A impressionante reserva de mão-de-obra chinesa, com salários radicalmente inferiores no interior do país quando comparados com os do litoral e das áreas urbanas (a renda média na área rural, onde vive mais da metade da população chinesa, não chega a 25 dólares por mês), dá a impressão de que existe um país dentro do outro. Ao invés de o Vietnã ou Bangladesh substituírem a China como um paraíso da mão-de-obra barata, a província de Huan irá substituir a de Guangdong.

 

Embora a produtividade do setor manufatureiro norte-americano seja cinco vezes maior que aquela registrada na China, essa diferença não é suficiente para compensar a diferença salarial entre os dois países a média norte-americana é 30 vezes o valor da média chinesa.

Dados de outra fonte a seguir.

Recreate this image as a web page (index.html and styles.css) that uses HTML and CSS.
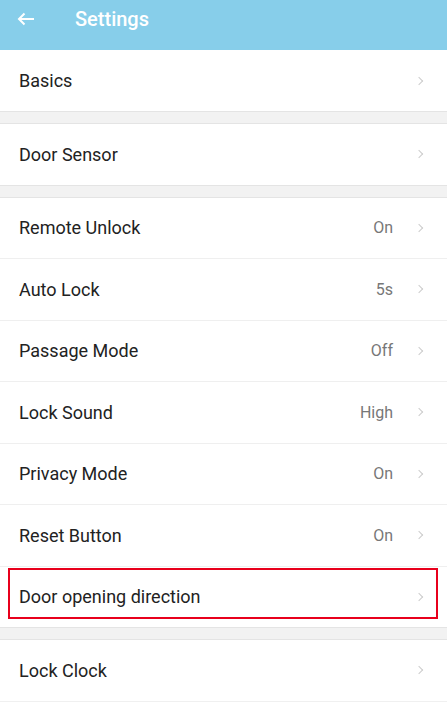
FILE: index.html
```html
<!doctype html>
<html>
<head>
<meta charset="utf-8">
<title>Settings</title>
<link rel="stylesheet" href="styles.css">
</head>
<body>
<div class="page">
	<div class="topbar">
		<span class="back">
			<svg width="18" height="14" viewBox="0 0 18 14"><path d="M17 7H2M7.5 1.5L2 7l5.5 5.5" fill="none" stroke="#fff" stroke-width="2"/></svg>
		</span>
		<span class="title">Settings</span>
	</div>

	<ul class="group first">
		<li class="item"><span class="label">Basics</span><i class="arrow"></i></li>
	</ul>
	<ul class="group">
		<li class="item"><span class="label">Door Sensor</span><i class="arrow"></i></li>
	</ul>
	<ul class="group">
		<li class="item"><span class="label">Remote Unlock</span><span class="value">On</span><i class="arrow"></i></li>
		<li class="item"><span class="label">Auto Lock</span><span class="value">5s</span><i class="arrow"></i></li>
		<li class="item"><span class="label">Passage Mode</span><span class="value">Off</span><i class="arrow"></i></li>
		<li class="item"><span class="label">Lock Sound</span><span class="value">High</span><i class="arrow"></i></li>
		<li class="item"><span class="label">Privacy Mode</span><span class="value">On</span><i class="arrow"></i></li>
		<li class="item"><span class="label">Reset Button</span><span class="value">On</span><i class="arrow"></i></li>
		<li class="item mark"><span class="label">Door opening direction</span><i class="arrow"></i></li>
	</ul>
	<ul class="group last">
		<li class="item"><span class="label">Lock Clock</span><i class="arrow"></i></li>
	</ul>
</div>
</body>
</html>
```

FILE: styles.css
```css
html,body,ul,li{margin:0;padding:0;}
ul,li{list-style:none;}
body{background:#fff;font-family:Roboto,"Noto Sans",Arial,sans-serif;color:#222;}
.page{width:447px;overflow:hidden;background:#f2f2f2;}

.topbar{height:38px;padding-bottom:12px;background:#87ceea;display:flex;align-items:center;}
.topbar .back{width:18px;height:14px;margin-left:17px;display:flex;}
.topbar .title{margin-left:40px;color:#fff;font-size:20px;font-weight:500;}

.group{background:#fff;border-top:1px solid #e4e4e4;border-bottom:1px solid #e4e4e4;margin-bottom:11px;}
.group.first{border-top:none;}
.group.first .item:first-child{height:61px;}
.group.last{margin-bottom:0;border-bottom-color:#f0f0f0;}

.item{height:61.5px;border-top:1px solid #efefef;display:flex;align-items:center;padding:0 20px 0 19px;font-size:18px;box-sizing:border-box;}
.item:first-child{border-top:none;height:60.5px;}
.item .label{flex:1;}
.item .value{color:#777;font-size:16px;margin-right:23px;}
.item .arrow{width:5px;height:5px;border-top:1px solid #ccc;border-right:1px solid #ccc;transform:rotate(45deg);margin-right:5px;}

.item.mark{position:relative;}
.item.mark::after{content:"";position:absolute;left:8px;right:9px;top:1px;bottom:8px;border:2px solid #e8001c;}
```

Além disso, a brecha em produtividade tende a se reduzir à medida que empresas chinesas investem em equipamento e no aperfeiçoamento das qualificações de seus funcionários.

 

A imposição de barreiras em forma de quotas pode ser desfavorável a quem pretender utilizá-las, pela possibilidade de com isso se estar, em vez de bloqueando a expansão dos chineses nos campos pretendidos, justamente incentivando a China a avançar em direção a patamares mais elevados da cadeia econômica.

 

Não se deve jamais ser dada como garantida a possibilidade de manter em território nacional as categorias mais avançadas de pesquisa e manufatura quando se está patrocinando uma terceirização no exterior de outras atividades de produção. É ingenuidade presumir que a China, ou qualquer outra nação, se disponha a aceitar semelhante divisão de trabalho no futuro. Na verdade, todos os indícios são de que não o fará.

 

Oficialmente uma democracia, a perspectiva de uma mudança de regime em Cingapura parece extremamente reduzida, o que faz dela inclusive um modelo para a China continental no futuro. Existem outros fatores que o regime chinês aprecia em relação a Cingapura: de muitas formas, trata-se da sociedade confucionista ideal, com liderança patriarcal, pesada socialização, ênfase na disciplina, e contolada por uma burocracia competente, prestigiada e altamente recompensada. A nação-ilha tem até mesmo academias confucionistas e é provavelmente a mais semelhante das reencarnações modernas de um império chinês dominado por uma dinastia esclarecida e administrada com base no mérito.

 

Enquanto a derrota do Japão na II Guerra Mundial limitou seus gastos futuros com defesa e preparação do aparato militar, a China é um membro do Conselho de Segurança das Nações Unidas e se envolve cada vez mais em questões globais, envolvimento este que procura sempre alavancar em termos de posteriores vantagens econômicas.

 

Como se classifica um país governado por um regime comunista, mas cuja fatia do governo no PIB é menos do que a metade da mesma parcela do governo dos Estados Unidos? Uma economia que atrai o maior volume de investimentos estrangeiros da história sem proporcionar a devida proteção aos direitos de propriedade intelectual? Uma economia com taxas de poupança extremamente elevadas, mas que aloca incorretamente o capital de investimentos? Um dos mais competitivos mercados em determinados segmentos, mas que tem um regime paternalista de subsídios? Uma força de estabilidade no mundo dos negócios que ameaça recorrer à força para retomar a sua "província renegada" de Taiwan?"